If the installation was successful, this command will print the version of the package that was installed.

Commands and Tasks

The Classification with Embeddings package is able to perform three main tasks: computing entity embeddings, performing a train-test split of the data and evaluating various embedding methods in classification tasks.

Computing Entity Embeddings

We specify the entity embedding computation task by providing the get-entity-embeddings argument.
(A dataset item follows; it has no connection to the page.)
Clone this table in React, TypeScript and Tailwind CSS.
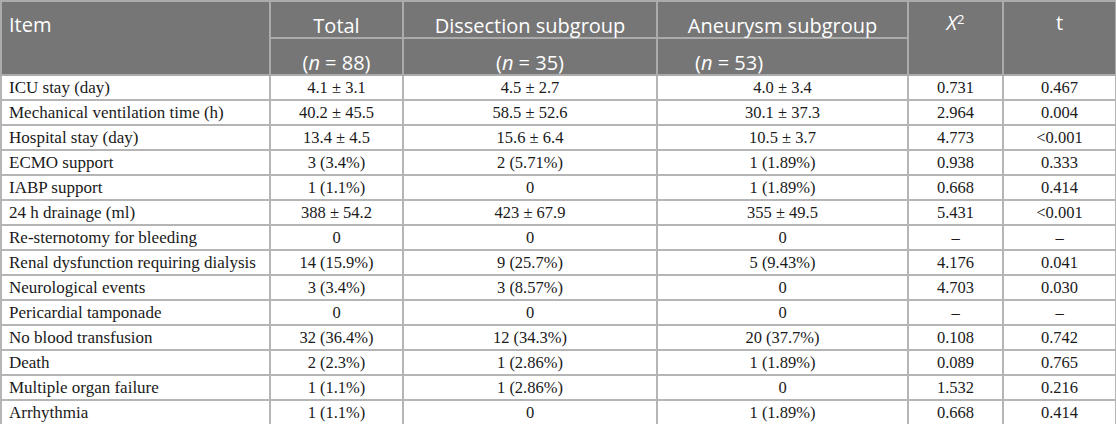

Running classification_with_embeddings get-entity-embeddings --help prints out the available options:

usage: classification-with-embeddings get-entity-embeddings [-h] [--method {word2vec,starspace,fasttext,pre-trained-from-file,doc2vec}] --train-data-path TRAIN_DATA_PATH [--output-dir OUTPUT_DIR] [--starspace-path STARSPACE_PATH] [--starspace-args STARSPACE_ARGS] [--word2vec-args WORD2VEC_ARGS] [--fasttext-args FASTTEXT_ARGS] [--doc2vec-args DOC2VEC_ARGS]

options:
  -h, --help            show this help message and exit
  --method {word2vec,starspace,fasttext,pre-trained-from-file,doc2vec}
                        Method of generating entity embeddings
  --train-data-path TRAIN_DATA_PATH
                        Path to file containing the training data in FastText format
  --output-dir OUTPUT_DIR
                        Path to directory in which to save the embeddings
  --starspace-path STARSPACE_PATH
                        Path to StarSpace executable
  --starspace-args STARSPACE_ARGS
                        Arguments passed to StarSpace implementation (key-value pairs such as val=1 enclosed in quotes with no commas separated by spaces)
  --word2vec-args WORD2VEC_ARGS
                        Arguments passed to Word2Vec implementation (key-value pairs such as val=1 enclosed in quotes with no commas separated by spaces)
  --fasttext-args FASTTEXT_ARGS
                        Arguments passed to fastText implementation (key-value pairs such as val=1 enclosed in quotes with no commas separated by spaces)
  --doc2vec-args DOC2VEC_ARGS
                        Arguments passed to Doc2Vec implementation (key-value pairs such as val=1 enclosed in quotes with no commas separated by spaces)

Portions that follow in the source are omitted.